2021-06-18

●すっかり「大豆田とわ子」に夢中になって放置してしまっていた『ゴジラ S.P』を最終話まで一気に観た。こちらもすばらしく面白かった。

(そもそもゴジラの存在は物理的に不可能→仮にゴジラが実在できるとすればそれはこの宇宙の物理法則の危機→ゴジラ特異点→宇宙が破局する局面でゴジラ特異点が現われる、という発想なのか?)

「大豆田とわ子」が並行世界的な話だとしたら、『ゴジラ S.P』は決定論的な宇宙のなかでどうやって決定論的終末を回避するのかという話だった、と思う。「未来で確定している破局をどう回避するのか」。横---並行世界---には逃げられないので、ひたすら縦---時間軸上---に、巡行し逆行する情報のやりとりを通じてそれを行うしかないという話、だと思う。時間軸は1つしかないので、やりとりされる情報は1つの流れのなかに何層も折りたたまれることになる。

ジェットジャガーを最強にするプロトコルが五十年前から仕込まれていて、ペロ2とジェットジャガーが同根の存在で、その五十年を何度も行き来しながら自分を更新しつづけて、ゴジラを倒すことが出来るまでになって、今ここにいる、ということだと思う。ただ、そのようなロジックよりも、時間の巡行と逆行が繰り返されて折り重なった状態を、時間を巡行方向にしか経験できない我々が、自分の経験できる能力を超えた経験として無理矢理に経験させられちゃっている、という感じが面白いのだと思う。

(「シンギュラ・ポイント」というタイトルは、一方で、特異点---フェイズ13オーソゴナル・ダイアゴナライザー---で特異点---ゴジラ・紅塵---を制すことで破局を回避するという「あらゆる願いを叶えるランプにその消滅を願う」という感じのロジック---ブラックホール的な意味での特異点---と、もう一方で、AIがひたすら学習をつづけてある閾を越えるという、カーツワイル的な「シンギュラリティ」という意味もかかっているのだろう。)

メタフィジカルとフィジカル。情報技術と重工業。AIには身体が必要で、だからロボティクスは重要なのだが、その部分を町工場の職人気質のおじいさんが担っている。公の研究所とか新規のITベンチャーとかが舞台じゃないところがいい。情報技術は若手が担当しているのだけど、おじいさんと若手とが共働しているというより、各々が好き勝手にやっている感じもよい。おじいさんは勝手に自分の流儀で作りたいロボットをつくっているし、若手は若手で自分の興味を追求し、おじいさんが壊したロボットを修理する体で勝手にアップデートさせたり、AIを仕込んだりする。協力するというより、好き勝手やっている結果として協同になっている感じ。

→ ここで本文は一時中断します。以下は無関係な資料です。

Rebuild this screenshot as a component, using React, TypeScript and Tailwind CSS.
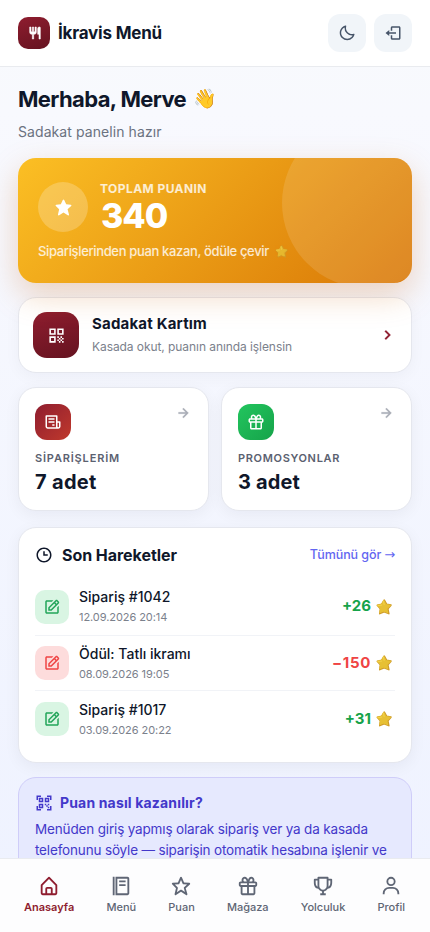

あと、頭と肉という意味でもメタフィジカルとフィジカル。頭と肉との噛み合わなさということを強く感じた。宇宙の破局という壮大なスケールの問題と格闘している偉大な頭脳(科学者)もまた、逃げ惑う群衆の一人であり、逃げ遅れて、ザコみたいな怪獣にちょっと突っつかれたくらいであっさり死んでしまう(リー博士)。この、圧倒的に釣り合っていない感じがすごい。理論と実験を積み上げて「宇宙」と対峙していても、今ここにある肉はそんなこととは関係ない些末な偶発性によって消滅する。そして、この理不尽さのなかに、宇宙を感じたりもする。

●「大豆田とわ子」の名セリフにはあまり反応しないのだが、「ゴジラ」のキラーフレーズはビンビンくるものが多々あった。

「高次元のねじれを三次元で結んでおく」。「答えは、《はじめから分かっていた》だ」。「まだ起っていないことをはじめから無かったことにする」。「何かを忘れていることを思い出した」。「情報は届いていたのに何が情報かを示す情報がない」。「成長した神が宇宙より大きくなったから宇宙をやり直すしかない」。「過去方向に計算を延ばす」。「過去の大部分が未来によって構成されています」。「コードはわたし自身です」。

そして、「過去を変えられるのなら現在は既に変わった後の未来、わたしはすべてを知っていたのに意味はまったく分からなかった」。これはいわば、リーディングシュタイナーというズルを使わないで成立する単線的な「シュタインズゲート」とも言えるのかも。